I had no idea what I was in for—late nights in Lu’s apartment (because back then, 360 had no rooms to work in, no computers to work on, and no idea how to make a magazine), teaching myself how to use Adobe InDesign with an old, borrowed copy of CS2, making plenty of mistakes, and finally, witnessing all the ups and downs of the production of a fledgling magazine.
Looking back at the first issue of 360, it’s easy to see how significantly my layout and design skills have grown over the past four years and seven issues. While I studied abroad in Singapore, I even took a layout design class to supplement my interests in learning about layout.
At the beginning of my final semester, one of the Editors in Chief of 360 came up to me and informed me that someone from The Ithacan had contacted her to find out names of some of 360’s layout staff (and since I’m essentially the only consistent one, she handed along my contact info). A few days later, I received an email asking if I’d be interested in interviewing for the position of Design Editor for The Ithacan’s Year in Review, a special, 150-page magazine released by The Ithacan at the end of every academic year.
After the interview, I was offered the position and accepted almost immediately. Sure, I had plenty of other activities on my plate this semester—AdLab (a time-intensive senior capstone course), Park Scholar selection committee, and all of my other usual activities—but I realized instantly what Year in Review could do for me that all of these other activities could not. It provided me with a professional, prestigious book that I designed 100% by myself. No one else helped with the layout, and now I have an incredible product that I can show to potential employers—because why tell them the awesome things I can do when I can show them instead?

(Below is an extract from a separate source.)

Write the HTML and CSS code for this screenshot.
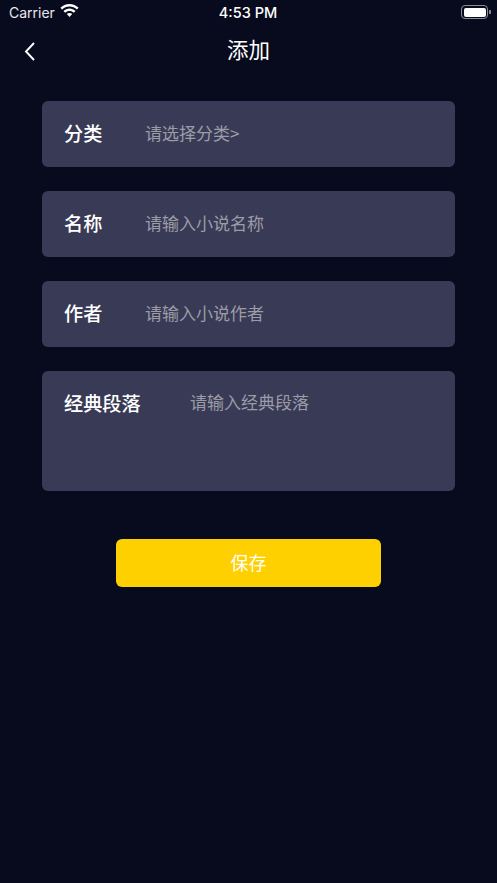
FILE: index.html
```html
<!DOCTYPE html>
<html lang="zh-CN">
<head>
<meta charset="utf-8">
<title>添加</title>
<link rel="stylesheet" href="styles.css">
</head>
<body>
<div class="screen">
  <div class="status">
    <div class="status-left">
      <span class="carrier">Carrier</span>
      <svg class="wifi" width="19" height="14" viewBox="0 0 19 14"><path d="M9.500 0C6 0 2.800 1.400.4 3.700l1.700 1.800C4 3.600 6.600 2.500 9.500 2.500s5.500 1.100 7.400 3l1.700-1.800C16.200 1.400 13 0 9.500 0z" fill="#fff"/><path d="M9.500 4.500c-2.300 0-4.400.9-6 2.400l1.700 1.800c1.100-1.100 2.600-1.700 4.300-1.700s3.200.6 4.300 1.700l1.700-1.800c-1.600-1.500-3.700-2.400-6-2.400z" fill="#fff"/><path d="M9.500 9c-1.100 0-2 .4-2.700 1.100l2.700 3 2.700-3C11.500 9.400 10.600 9 9.500 9z" fill="#fff"/></svg>
    </div>
    <span class="time">4:53 PM</span>
    <div class="battery"><span class="battery-level"></span></div>
  </div>
  <header class="nav">
    <svg class="back" width="12" height="20" viewBox="0 0 12 20"><path d="M10 2 2 10.500l8 8.500" fill="none" stroke="#fff" stroke-width="1.900"/></svg>
    <h1 class="title">添加</h1>
  </header>
  <main class="form">
    <div class="field"><span class="label">分类</span><span class="hint">请选择分类&gt;</span></div>
    <div class="field"><span class="label">名称</span><span class="hint">请输入小说名称</span></div>
    <div class="field"><span class="label">作者</span><span class="hint">请输入小说作者</span></div>
    <div class="field field-tall"><span class="label">经典段落</span><span class="hint">请输入经典段落</span></div>
    <button class="save" type="button">保存</button>
  </main>
</div>
</body>
</html>
```
FILE: styles.css
```css
* { box-sizing: border-box; }
html, body { margin: 0; padding: 0; height: 100%; }
body {
  background: #080b1e;
  color: #fff;
  font-family: "Inter", "Noto Sans CJK SC", sans-serif;
}
.screen { width: 497px; height: 883px; overflow: hidden; }
.status {
  height: 26px;
  padding: 0 9px 2px 9px;
  display: grid;
  grid-template-columns: 1fr auto 1fr;
  align-items: center;
}
.status-left { display: flex; align-items: center; gap: 5px; }
.carrier { font-size: 14px; color: #e8e8ec; }
.wifi { margin-top: -2px; }
.time { font-size: 14.500px; font-weight: 500; margin-left: -1px; }
.battery {
  justify-self: end;
  width: 27px;
  height: 14px;
  border: 1.200px solid #8a8b95;
  border-radius: 4px;
  padding: 1.500px;
  position: relative;
}
.battery::after {
  content: "";
  position: absolute;
  right: -3.500px;
  top: 3.500px;
  width: 2px;
  height: 4.500px;
  background: #8a8b95;
  border-radius: 0 1px 1px 0;
}
.battery-level { display: block; height: 100%; background: #fff; border-radius: 2px; }
.nav {
  height: 50px;
  padding-bottom: 4px;
  position: relative;
  display: flex;
  align-items: center;
  justify-content: center;
}
.back { position: absolute; left: 24px; top: 15px; }
.title {
  margin: 0;
  font-size: 21.500px;
  font-weight: 400;
  line-height: 1;
  font-family: "Noto Sans CJK SC", sans-serif;
}
.form {
  padding: 25px 42px 0;
  display: flex;
  flex-direction: column;
  gap: 24px;
  font-family: "Noto Sans CJK SC", sans-serif;
}
.field {
  height: 66px;
  background: #393a56;
  border-radius: 6px;
  padding: 0 22px 2px;
  display: flex;
  align-items: center;
  gap: 42.600px;
}
.field-tall {
  height: 120px;
  align-items: flex-start;
  padding-top: 18px;
  gap: 49.200px;
}
.label { font-size: 19.200px; font-weight: 500; line-height: 28px; white-space: nowrap; }
.hint { font-size: 17px; color: #9c9ca6; line-height: 28px; white-space: nowrap; }
.field-tall .hint { margin-top: -1px; }
.save {
  align-self: center;
  width: 265px;
  height: 48px;
  margin-top: 24px;
  border: 0;
  border-radius: 6px;
  background: #ffd000;
  color: #fff;
  font-family: inherit;
  font-size: 18px;
  line-height: 24px;
  padding: 0 0 2px;
}
```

I have 360 to thank for ultimately leading me to this position and for helping me to hone my design skills and learn that layout design is something I not only enjoy, but that I’m also pretty good at doing. I’ve learned that in order to be successful in anything, the best thing to do is just start—just get involved and do something, even if you literally have no idea what that something is.
Just jump in, and everything else will fall into place.